Valeant Pharmaceuticals, based out of Costa Mesa, wants to give cancer patients the munchies.
The FDA has just approved Valeant's Cesamet, already on sale in Canada as Nabilone, to moderate nausea and vomiting in those undergoing chemotherapy. A Belgian company has made a similar project, Marinol, for years and years, but considering the U.S. government's conflicting views on the values of medicinal marijuana (FDA versus National Institute of Health), it's significant that the FDA are acknowledging the medicinal benefits of marijuana, or at least certain synthetic derivatives.
Times may finally be a'changin': A major sticking point for the medipot argument is that most people smoke their medicine, whether in joints, bats, bongs, pipes, pieces, blunts, spliffs, dugouts, hookahs, avocados, water bottles, or whatever's lying around the house. Problem is, this is clearly not healthy. Smoked marijuana imparts many of the same health concerns as smoking tobacco (upper respiratory cancers, lung problems). But now that Vaporizers have been accepted as a safe marijuana delivery system, those opposing medicinal marijuana had best find a new tactic.
Cesamet/Nabilone/Marinol are all helpful products; though stronger anti-nausea or pain medication is available, they often involve serious side-effects or potential for addiction. However, they do not contain the 40-odd cannabinoids found in the actual plant; instead they are derivatives of one, delta-9-tetrahydro-cannabinol (THC). People say this is THE active ingredient in marijuana. That's like saying George Bush is THE main problem in the current administration. Fact is, a synthetic derivative of ONE of the many components of cannabis will never have the same efficacy as, say, a whole-plant extract like Sativex.
Years ago, when I couldn't eat for six weeks and was being fed through a tube in my arm, one doctor suggested Marinol to deal with my nausea and vomiting. I was eager to try it, but it didn't help. Sure, I was a bit more giggly, but I still hurt; I still couldn't eat. “Ha ha! I weigh 100 pounds! That's so ridiculous I want to laugh! Ha! Ouch, that hurt…” I was still sick, but no one would take me seriously. Beautiful.
It's good to see U.S. companies finally getting federal support for their work with medicinal marijuana – this was not the case for, well, the 20th century. Still, it illustrates one of the most ineffective and wasteful techniques of government – the Thoughtless Compromise. So marijuana is medicine, but it's also illegal. Okay, we'lll just give patients PARTS of marijuana. And they can't smoke it. That'll do the trick, right?
In Ayn Rand's The Fountainhead, an architect designs groundbreaking new urban housing units for a government contract, with brilliant attention to detail, form and function.

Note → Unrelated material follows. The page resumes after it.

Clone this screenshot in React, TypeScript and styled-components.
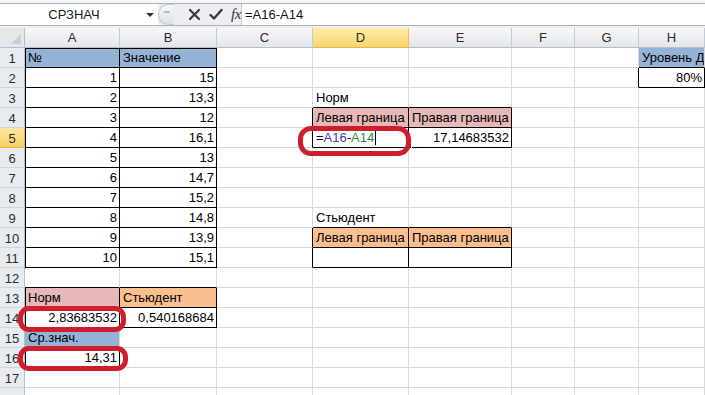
import React from "react";
import styled, { createGlobalStyle } from "styled-components";

const GlobalStyle = createGlobalStyle`
  html, body { margin: 0; padding: 0; background: #ffffff; overflow: hidden; }
  body { font-family: "Liberation Sans", Arial, sans-serif; }
  #root { width: 705px; height: 395px; }
`;

type Col = { id: string; w: number };
const COLS: Col[] = [
  { id: "A", w: 95 },
  { id: "B", w: 97 },
  { id: "C", w: 96 },
  { id: "D", w: 96 },
  { id: "E", w: 103 },
  { id: "F", w: 63 },
  { id: "G", w: 64 },
  { id: "H", w: 66 },
];
const ROWS = 18;
const LABELLED_ROWS = 17;

const BLUE = "#95b3d7";
const PINK = "#e6b8b7";
const ORANGE = "#fabf8f";
const GRID = "#d9d9d9";

type CellSpec = {
  v?: React.ReactNode;
  align?: "left" | "right";
  fill?: string;
  box?: boolean;
};

const cells: Record<string, CellSpec> = {
  A1: { v: "№", fill: BLUE, box: true },
  B1: { v: "Значение", fill: BLUE, box: true },
  H1: { v: "Уровень Д", fill: BLUE },
  H2: { v: "80%", align: "right", box: true },
  D3: { v: "Норм" },
  D4: { v: "Левая граница", fill: PINK, box: true },
  E4: { v: "Правая граница", fill: PINK, box: true },
  E5: { v: "17,14683532", align: "right", box: true },
  D9: { v: "Стьюдент" },
  D10: { v: "Левая граница", fill: ORANGE, box: true },
  E10: { v: "Правая граница", fill: ORANGE, box: true },
  D11: { box: true },
  E11: { box: true },
  A13: { v: "Норм", fill: PINK, box: true },
  B13: { v: "Стьюдент", fill: ORANGE, box: true },
  A14: { v: "2,83683532", align: "right", box: true },
  B14: { v: "0,540168684", align: "right", box: true },
  A15: { v: "Ср.знач.", fill: BLUE },
  A16: { v: "14,31", align: "right", box: true },
};

const values = ["15", "13,3", "12", "16,1", "13", "14,7", "15,2", "14,8", "13,9", "15,1"];
values.forEach((val, i) => {
  cells[`A${i + 2}`] = { v: String(i + 1), align: "right", box: true };
  cells[`B${i + 2}`] = { v: val, align: "right", box: true };
});

const Page = styled.div`
  position: relative;
  width: 705px;
  height: 395px;
  overflow: hidden;
  background: #ffffff;
  display: flex;
  flex-direction: column;
`;

const FormulaBar = styled.div`
  height: 26px;
  padding-top: 3px;
  box-sizing: border-box;
  background: #f4f6f9;
  flex: none;
`;

const BarInner = styled.div`
  height: 23px;
  box-sizing: border-box;
  border-top: 1px solid #a9b4c2;
  border-bottom: 1px solid #a9b4c2;
  display: flex;
  align-items: stretch;
  background: #ffffff;
`;

const NameBox = styled.div`
  width: 158px;
  display: flex;
  align-items: center;
  background: #ffffff;
`;

const NameText = styled.span`
  flex: 1;
  text-align: center;
  font-size: 13px;
  color: #1b1b1b;
  padding-left: 2px;
`;

const DropArrow = styled.span`
  width: 0;
  height: 0;
  border-left: 4px solid transparent;
  border-right: 4px solid transparent;
  border-top: 4px solid #333;
  margin-right: 4px;
  margin-top: 1px;
`;

const Controls = styled.div`
  width: 84px;
  display: flex;
  align-items: center;
  gap: 8px;
  background: #eceef1;
  border-right: 1px solid #c6ccd4;
  box-sizing: border-box;
`;

const Grip = styled.div`
  width: 16px;
  height: 21px;
  border-radius: 10px 0 0 10px;
  background: linear-gradient(#f7f8fa, #dde1e6);
  border: 1px solid #c3c9d1;
  border-right: none;
  box-sizing: border-box;
  display: flex;
  align-items: center;
  justify-content: center;
  margin-right: 6px;
`;

const GripDash = styled.span`
  width: 6px;
  height: 2px;
  background: #b8bec6;
  margin-top: -6px;
`;

const FxText = styled.span`
  font-family: "Liberation Serif", "Times New Roman", serif;
  font-style: italic;
  font-size: 15px;
  color: #333;
  letter-spacing: -0.5px;
`;

const FormulaInput = styled.div`
  flex: 1;
  display: flex;
  align-items: center;
  padding-left: 3px;
  font-size: 13px;
  color: #111;
  background: #ffffff;
`;

const Strip = styled.div`
  height: 2px;
  background: #eef0f3;
  flex: none;
`;

const Sheet = styled.div<{ $template: string }>`
  display: grid;
  grid-template-columns: 25px ${(p) => p.$template};
  grid-auto-rows: 20px;
  flex: none;
`;

const Corner = styled.div`
  position: relative;
  background: #e4e8ed;
  border-right: 1px solid #b4bfcc;
  border-bottom: 1px solid #b4bfcc;
  box-sizing: border-box;
  &::after {
    content: "";
    position: absolute;
    right: 3px;
    bottom: 3px;
    border-left: 10px solid transparent;
    border-bottom: 10px solid #c9ced5;
  }
`;

const ColHead = styled.div<{ $sel?: boolean }>`
  box-sizing: border-box;
  display: flex;
  align-items: center;
  justify-content: center;
  font-size: 13px;
  color: #2b2b2b;
  background: ${(p) =>
    p.$sel ? "linear-gradient(#fdecaa, #f8d56c)" : "linear-gradient(#f6f7f9, #e3e6ea)"};
  border-right: 1px solid ${(p) => (p.$sel ? "#e8c15a" : "#c3cad3")};
  border-bottom: 1px solid ${(p) => (p.$sel ? "#e2b748" : "#b4bfcc")};
`;

const RowHead = styled.div<{ $sel?: boolean }>`
  box-sizing: border-box;
  display: flex;
  align-items: center;
  justify-content: center;
  padding-top: 1px;
  font-size: 13px;
  color: #2b2b2b;
  background: ${(p) => (p.$sel ? "linear-gradient(#fde7a0, #f7d067)" : "#e8ebef")};
  border-right: 1px solid ${(p) => (p.$sel ? "#e2b748" : "#b4bfcc")};
  border-bottom: 1px solid ${(p) => (p.$sel ? "#e2b748" : "#cfd5dc")};
`;

const Cell = styled.div<{
  $fill?: string;
  $align?: "left" | "right";
  $br: boolean;
  $bb: boolean;
  $bl: boolean;
  $bt: boolean;
}>`
  position: relative;
  box-sizing: border-box;
  background: ${(p) => p.$fill || "#ffffff"};
  border-right: 1px solid ${(p) => (p.$br ? "#000" : GRID)};
  border-bottom: 1px solid ${(p) => (p.$bb ? "#000" : GRID)};
  box-shadow: ${(p) => {
    const s: string[] = [];
    if (p.$bl) s.push("inset 1px 0 0 #000");
    if (p.$bt) s.push("inset 0 1px 0 #000");
    return s.length ? s.join(", ") : "none";
  }};
  font-size: 13px;
  color: #000;
  line-height: 20px;
  padding: 0 2px 0 3px;
  white-space: nowrap;
  overflow: ${(p) => (p.$fill || p.$align === "right" ? "hidden" : "visible")};
  text-align: ${(p) => p.$align || "left"};
  z-index: ${(p) => (p.$fill || p.$align === "right" ? 1 : 2)};
`;

const Ref = styled.span<{ $c: string }>`
  color: ${(p) => p.$c};
`;

const Caret = styled.span`
  display: inline-block;
  width: 1px;
  height: 15px;
  background: #000;
  vertical-align: -3px;
  margin-left: 1px;
`;

const FillHandle = styled.span`
  position: absolute;
  right: -4px;
  bottom: -3px;
  width: 5px;
  height: 5px;
  background: #000;
  border: 1px solid #fff;
  z-index: 5;
`;

const Ring = styled.div<{ $x: number; $y: number; $w: number; $h: number; $r: number }>`
  position: absolute;
  left: ${(p) => p.$x}px;
  top: ${(p) => p.$y}px;
  width: ${(p) => p.$w}px;
  height: ${(p) => p.$h}px;
  border: 5px solid #cf1e2b;
  border-radius: ${(p) => p.$r}px;
  box-sizing: border-box;
  pointer-events: none;
  z-index: 10;
`;

const Icon = styled.svg`
  display: block;
  flex: none;
`;

function boxed(colIdx: number, row: number): boolean {
  if (colIdx < 0 || colIdx >= COLS.length || row < 1) return false;
  return !!cells[`${COLS[colIdx].id}${row}`]?.box;
}

export default function App() {
  const template = COLS.map((c) => `${c.w}px`).join(" ");
  const grid: React.ReactNode[] = [];

  grid.push(<Corner key="corner" />);
  COLS.forEach((c) => grid.push(<ColHead key={`h${c.id}`} $sel={c.id === "D"}>{c.id}</ColHead>));

  for (let r = 1; r <= ROWS; r++) {
    grid.push(
      <RowHead key={`r${r}`} $sel={r === 5}>
        {r <= LABELLED_ROWS ? r : ""}
      </RowHead>
    );
    COLS.forEach((c, ci) => {
      const key = `${c.id}${r}`;
      const spec = cells[key] || {};
      const isBox = boxed(ci, r) || key === "D5";
      const br = isBox || boxed(ci + 1, r) || key === "C5";
      const bb = isBox || boxed(ci, r + 1) || key === "D4";
      const bl = ci === 0 && isBox;
      const bt = r === 1 && isBox;
      let content: React.ReactNode = spec.v;
      if (key === "D5") {
        content = (
          <>
            =<Ref $c="#3a3ab8">A16</Ref>-<Ref $c="#2f8a3c">A14</Ref>
            <Caret />
            <FillHandle />
          </>
        );
      }
      grid.push(
        <Cell
          key={key}
          $fill={spec.fill}
          $align={spec.align}
          $br={br}
          $bb={bb}
          $bl={bl}
          $bt={bt}
        >
          {content}
        </Cell>
      );
    });
  }

  return (
    <Page>
      <GlobalStyle />
      <FormulaBar>
        <BarInner>
          <NameBox>
            <NameText>СРЗНАЧ</NameText>
            <DropArrow />
          </NameBox>
          <Controls>
            <Grip>
              <GripDash />
            </Grip>
            <Icon width="13" height="13" viewBox="0 0 13 13">
              <path d="M2 2 L11 11 M11 2 L2 11" stroke="#3a3a3a" strokeWidth="2.2" strokeLinecap="round" />
            </Icon>
            <Icon width="14" height="13" viewBox="0 0 14 13">
              <path d="M1.5 7 L5 10.5 L12.5 2" stroke="#3a3a3a" strokeWidth="2.4" fill="none" strokeLinecap="round" strokeLinejoin="round" />
            </Icon>
            <FxText>fx</FxText>
          </Controls>
          <FormulaInput>=A16-A14</FormulaInput>
        </BarInner>
      </FormulaBar>
      <Strip />
      <Sheet $template={template}>{grid}</Sheet>
      <Ring $x={18} $y={306} $w={108} $h={26} $r={11} />
      <Ring $x={18} $y={346} $w={110} $h={25} $r={11} />
      <Ring $x={298} $y={126} $w={113} $h={30} $r={13} />
    </Page>
  );
}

However, the government cuts corners and costs, resulting in a complete bastardization of the initial project, resulting in hideous monstrosities that only worsen the lives on the downtrodden (did someone say projects?) So the architect burns the bastards down.
There is a sector of America's sick and suffering to whom marijuana offers unique benefits and symptom relief. If Cesamet should work for some of them, that's fantastic and they can stop paying stupidly inflated prices from the few O.C.-based medical marijuana collectives. But if it doesn't, I suggest they think about burning something down.